→ **WHAT TO PRODUCE**:
Filter the lines below, copying only those with the string "index".

→ **DATA SEGMENT**:
^^^^^^^^^^^^^^^^

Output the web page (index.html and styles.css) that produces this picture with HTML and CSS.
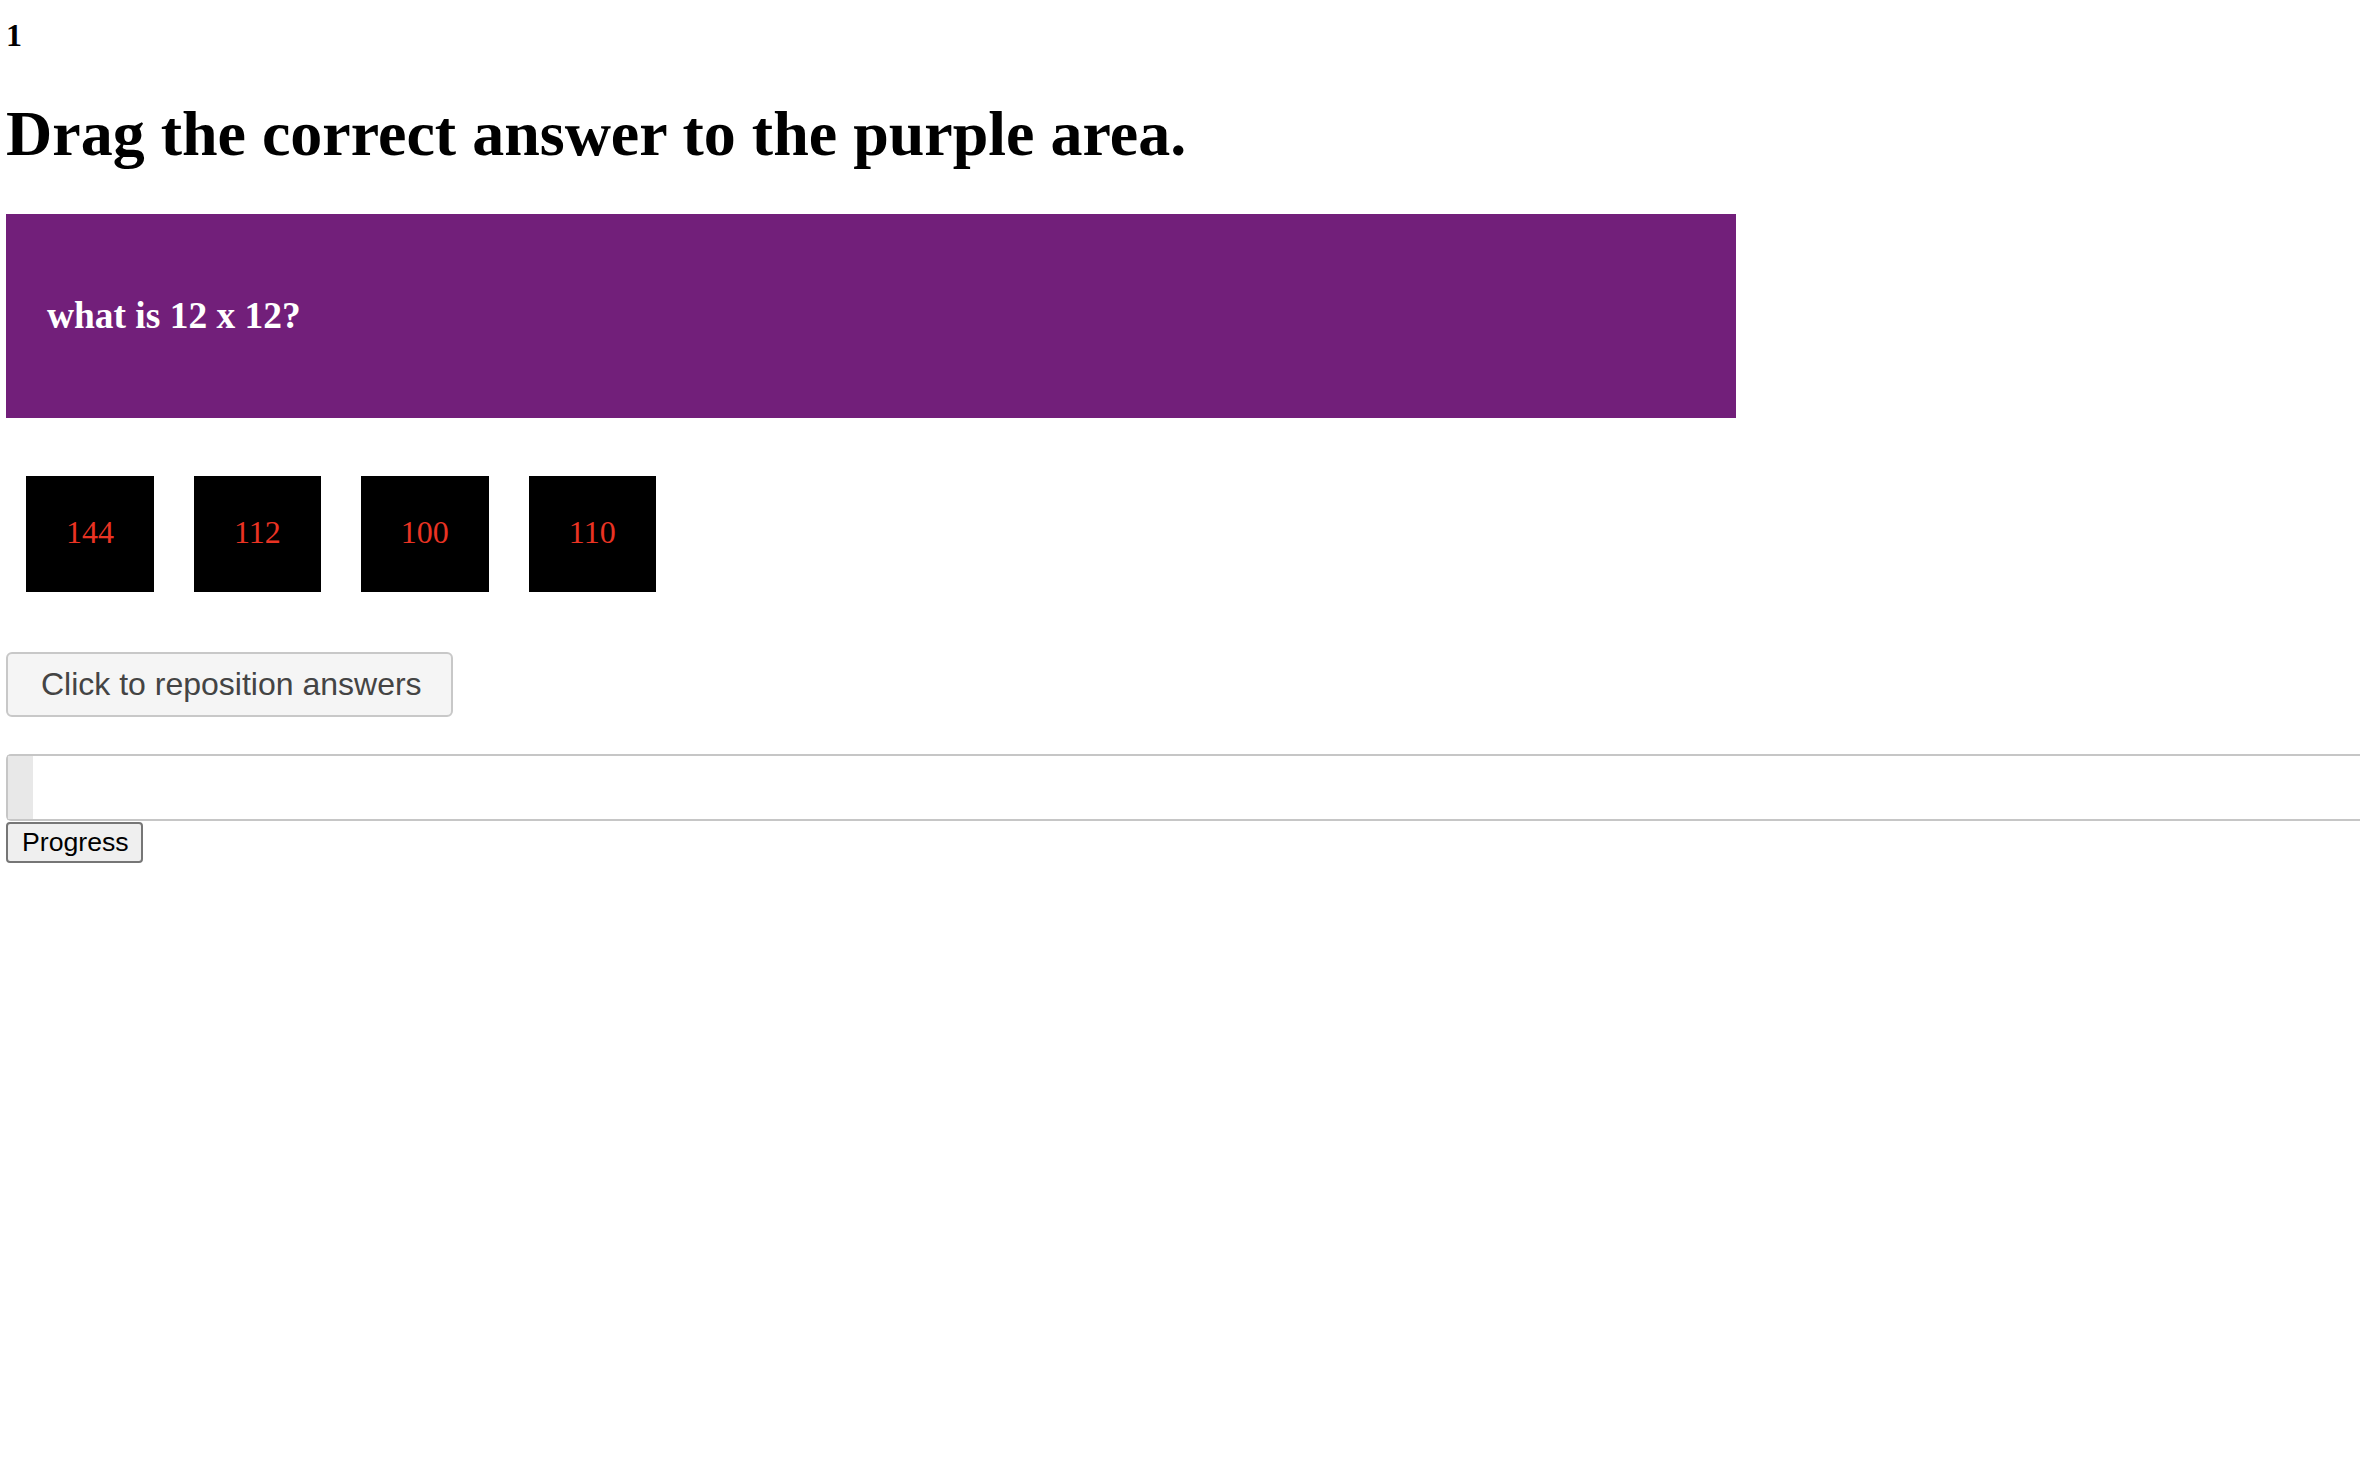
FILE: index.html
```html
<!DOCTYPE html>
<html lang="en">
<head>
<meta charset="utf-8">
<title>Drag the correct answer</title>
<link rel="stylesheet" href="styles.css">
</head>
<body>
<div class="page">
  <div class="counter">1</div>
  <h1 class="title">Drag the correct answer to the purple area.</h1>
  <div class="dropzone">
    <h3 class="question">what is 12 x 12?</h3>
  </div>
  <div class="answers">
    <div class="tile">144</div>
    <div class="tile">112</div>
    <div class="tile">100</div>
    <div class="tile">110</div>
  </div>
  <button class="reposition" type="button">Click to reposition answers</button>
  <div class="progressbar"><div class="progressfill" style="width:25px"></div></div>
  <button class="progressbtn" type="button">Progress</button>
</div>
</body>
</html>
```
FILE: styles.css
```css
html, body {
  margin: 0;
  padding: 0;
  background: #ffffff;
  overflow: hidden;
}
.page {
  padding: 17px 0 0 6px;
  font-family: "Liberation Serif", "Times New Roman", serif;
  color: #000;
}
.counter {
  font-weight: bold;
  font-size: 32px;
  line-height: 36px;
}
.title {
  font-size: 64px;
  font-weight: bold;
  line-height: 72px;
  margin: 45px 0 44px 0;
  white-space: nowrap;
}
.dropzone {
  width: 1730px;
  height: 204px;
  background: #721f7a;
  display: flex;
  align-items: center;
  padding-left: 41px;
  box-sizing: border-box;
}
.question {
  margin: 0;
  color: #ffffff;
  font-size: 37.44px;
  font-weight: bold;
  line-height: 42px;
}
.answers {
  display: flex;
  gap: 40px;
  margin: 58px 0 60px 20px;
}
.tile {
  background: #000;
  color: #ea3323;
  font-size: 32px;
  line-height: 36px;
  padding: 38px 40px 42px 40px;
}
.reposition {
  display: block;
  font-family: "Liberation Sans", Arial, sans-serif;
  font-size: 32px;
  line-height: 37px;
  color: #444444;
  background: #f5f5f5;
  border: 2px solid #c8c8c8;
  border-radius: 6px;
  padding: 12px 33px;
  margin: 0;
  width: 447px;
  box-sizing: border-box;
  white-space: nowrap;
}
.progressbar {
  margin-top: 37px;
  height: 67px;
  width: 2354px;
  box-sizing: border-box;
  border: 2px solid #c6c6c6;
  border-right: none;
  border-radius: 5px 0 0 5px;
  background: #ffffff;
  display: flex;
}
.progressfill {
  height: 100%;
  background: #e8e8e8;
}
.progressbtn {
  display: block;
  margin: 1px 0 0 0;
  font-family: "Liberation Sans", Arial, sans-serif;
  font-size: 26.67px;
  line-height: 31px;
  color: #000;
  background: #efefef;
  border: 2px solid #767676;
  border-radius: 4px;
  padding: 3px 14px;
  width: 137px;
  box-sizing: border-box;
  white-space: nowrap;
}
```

^^^^^^^^^^^^^^^^

→ **ANSWER TO THIS PROBLEM**:
Output the web page (index.html and styles.css) that produces this picture with HTML and CSS.
FILE: index.html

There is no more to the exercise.